— begin —

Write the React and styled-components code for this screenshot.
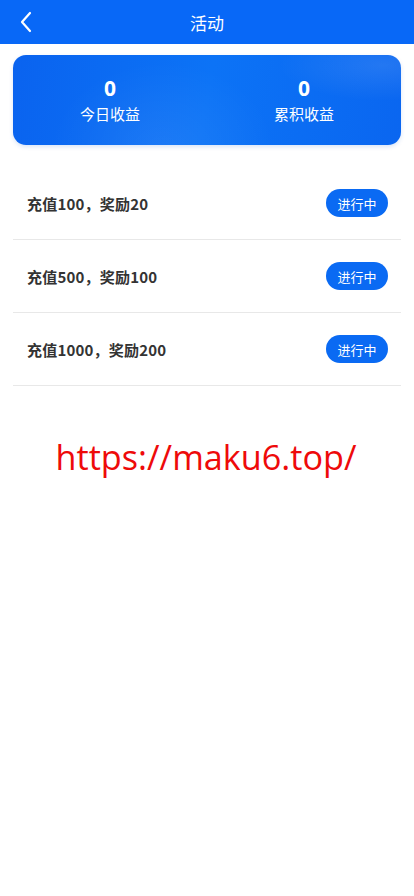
import React from "react";
import styled, { createGlobalStyle } from "styled-components";

const Global = createGlobalStyle`
  html, body { margin: 0; padding: 0; background: #fff; }
  body { font-family: "Noto Sans CJK SC", "Noto Sans", sans-serif; }
`;

const Page = styled.div`
  width: 414px;
  min-height: 896px;
  background: #fff;
  display: flex;
  flex-direction: column;
`;

const Header = styled.header`
  height: 44px;
  background: #0868f7;
  display: flex;
  align-items: center;
  justify-content: center;
  position: relative;
  color: #fff;
  font-size: 17px;
`;

const Back = styled.button`
  position: absolute;
  left: 14px;
  top: 10px;
  background: none;
  border: 0;
  padding: 0;
  width: 24px;
  height: 24px;
  display: flex;
  align-items: center;
  justify-content: center;
`;

const Body = styled.main`
  padding: 11px 13px 0;
  display: flex;
  flex-direction: column;
`;

const Card = styled.section`
  height: 90px;
  border-radius: 13px;
  background:
    radial-gradient(ellipse 130px 45px at 370px 10px, rgba(255,255,255,0.10), transparent 80%),
    radial-gradient(ellipse 140px 110px at 150px 95px, rgba(255,255,255,0.07), transparent 80%),
    linear-gradient(100deg, #0a63ef 0%, #0c73f6 50%, #0a66f0 100%);
  display: grid;
  grid-template-columns: 1fr 1fr;
  align-items: center;
  color: #fff;
  box-shadow: 0 2px 4px rgba(10, 80, 200, 0.15);
`;

const Stat = styled.div`
  display: flex;
  flex-direction: column;
  align-items: center;
`;

const StatValue = styled.div`
  font-family: "Open Sans", "Noto Sans", sans-serif;
  font-weight: 700;
  font-size: 21px;
  line-height: 26px;
`;

const StatLabel = styled.div`
  font-size: 15px;
  line-height: 22px;
  margin-top: 2px;
`;

const List = styled.ul`
  list-style: none;
  margin: 22px 0 0;
  padding: 0;
`;

const Row = styled.li`
  height: 72px;
  border-bottom: 1px solid #e8e8e8;
  display: flex;
  align-items: center;
  justify-content: space-between;
  padding: 0 13px 0 14px;
`;

const RowTitle = styled.span`
  font-size: 15px;
  font-weight: 700;
  color: #333;
  letter-spacing: 0.2px;
  font-family: "Noto Sans CJK SC", "Open Sans", sans-serif;
`;

const Badge = styled.span`
  width: 62px;
  height: 28px;
  border-radius: 14px;
  background: #0a6af3;
  color: #fff;
  font-size: 13px;
  display: flex;
  align-items: center;
  justify-content: center;
`;

const Watermark = styled.div`
  margin-top: 46px;
  text-align: center;
  color: #ee0a0a;
  font-family: "Open Sans", "Noto Sans", sans-serif;
  font-size: 34.2px;
  line-height: 50px;
  padding-right: 2px;
`;

const items = [
  "充值100，奖励20",
  "充值500，奖励100",
  "充值1000，奖励200",
];

export default function App() {
  return (
    <Page>
      <Global />
      <Header>
        <Back aria-label="返回">
          <svg width="14" height="22" viewBox="0 0 14 22" fill="none">
            <path d="M11 2 L3 11 L11 20" stroke="#fff" strokeWidth="2.2" strokeLinecap="round" strokeLinejoin="round" />
          </svg>
        </Back>
        活动
      </Header>
      <Body>
        <Card>
          <Stat>
            <StatValue>0</StatValue>
            <StatLabel>今日收益</StatLabel>
          </Stat>
          <Stat>
            <StatValue>0</StatValue>
            <StatLabel>累积收益</StatLabel>
          </Stat>
        </Card>
        <List>
          {items.map(t => (
            <Row key={t}>
              <RowTitle>{t}</RowTitle>
              <Badge>进行中</Badge>
            </Row>
          ))}
        </List>
        <Watermark>https://maku6.top/</Watermark>
      </Body>
    </Page>
  );
}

— end —

**What is being asked**
Copy the whole of the material above exactly, but not its images.

**Solution for this problem**
Write the React and styled-components code for this screenshot.
import React from "react";
import styled, { createGlobalStyle } from "styled-components";

const Global = createGlobalStyle`
  html, body { margin: 0; padding: 0; background: #fff; }
  body { font-family: "Noto Sans CJK SC", "Noto Sans", sans-serif; }
`;

const Page = styled.div`
  width: 414px;
  min-height: 896px;
  background: #fff;
  display: flex;
  flex-direction: column;
`;

const Header = styled.header`
  height: 44px;
  background: #0868f7;
  display: flex;
  align-items: center;
  justify-content: center;
  position: relative;
  color: #fff;
  font-size: 17px;
`;

const Back = styled.button`
  position: absolute;
  left: 14px;
  top: 10px;
  background: none;
  border: 0;
  padding: 0;
  width: 24px;
  height: 24px;
  display: flex;
  align-items: center;
  justify-content: center;
`;

const Body = styled.main`
  padding: 11px 13px 0;
  display: flex;
  flex-direction: column;
`;

const Card = styled.section`
  height: 90px;
  border-radius: 13px;
  background:
    radial-gradient(ellipse 130px 45px at 370px 10px, rgba(255,255,255,0.10), transparent 80%),
    radial-gradient(ellipse 140px 110px at 150px 95px, rgba(255,255,255,0.07), transparent 80%),
    linear-gradient(100deg, #0a63ef 0%, #0c73f6 50%, #0a66f0 100%);
  display: grid;
  grid-template-columns: 1fr 1fr;
  align-items: center;
  color: #fff;
  box-shadow: 0 2px 4px rgba(10, 80, 200, 0.15);
`;

const Stat = styled.div`
  display: flex;
  flex-direction: column;
  align-items: center;
`;

const StatValue = styled.div`
  font-family: "Open Sans", "Noto Sans", sans-serif;
  font-weight: 700;
  font-size: 21px;
  line-height: 26px;
`;

const StatLabel = styled.div`
  font-size: 15px;
  line-height: 22px;
  margin-top: 2px;
`;

const List = styled.ul`
  list-style: none;
  margin: 22px 0 0;
  padding: 0;
`;

const Row = styled.li`
  height: 72px;
  border-bottom: 1px solid #e8e8e8;
  display: flex;
  align-items: center;
  justify-content: space-between;
  padding: 0 13px 0 14px;
`;

const RowTitle = styled.span`
  font-size: 15px;
  font-weight: 700;
  color: #333;
  letter-spacing: 0.2px;
  font-family: "Noto Sans CJK SC", "Open Sans", sans-serif;
`;

const Badge = styled.span`
  width: 62px;
  height: 28px;
  border-radius: 14px;
  background: #0a6af3;
  color: #fff;
  font-size: 13px;
  display: flex;
  align-items: center;
  justify-content: center;
`;

const Watermark = styled.div`
  margin-top: 46px;
  text-align: center;
  color: #ee0a0a;
  font-family: "Open Sans", "Noto Sans", sans-serif;
  font-size: 34.2px;
  line-height: 50px;
  padding-right: 2px;
`;

const items = [
  "充值100，奖励20",
  "充值500，奖励100",
  "充值1000，奖励200",
];

export default function App() {
  return (
    <Page>
      <Global />
      <Header>
        <Back aria-label="返回">
          <svg width="14" height="22" viewBox="0 0 14 22" fill="none">
            <path d="M11 2 L3 11 L11 20" stroke="#fff" strokeWidth="2.2" strokeLinecap="round" strokeLinejoin="round" />
          </svg>
        </Back>
        活动
      </Header>
      <Body>
        <Card>
          <Stat>
            <StatValue>0</StatValue>
            <StatLabel>今日收益</StatLabel>
          </Stat>
          <Stat>
            <StatValue>0</StatValue>
            <StatLabel>累积收益</StatLabel>
          </Stat>
        </Card>
        <List>
          {items.map(t => (
            <Row key={t}>
              <RowTitle>{t}</RowTitle>
              <Badge>进行中</Badge>
            </Row>
          ))}
        </List>
        <Watermark>https://maku6.top/</Watermark>
      </Body>
    </Page>
  );
}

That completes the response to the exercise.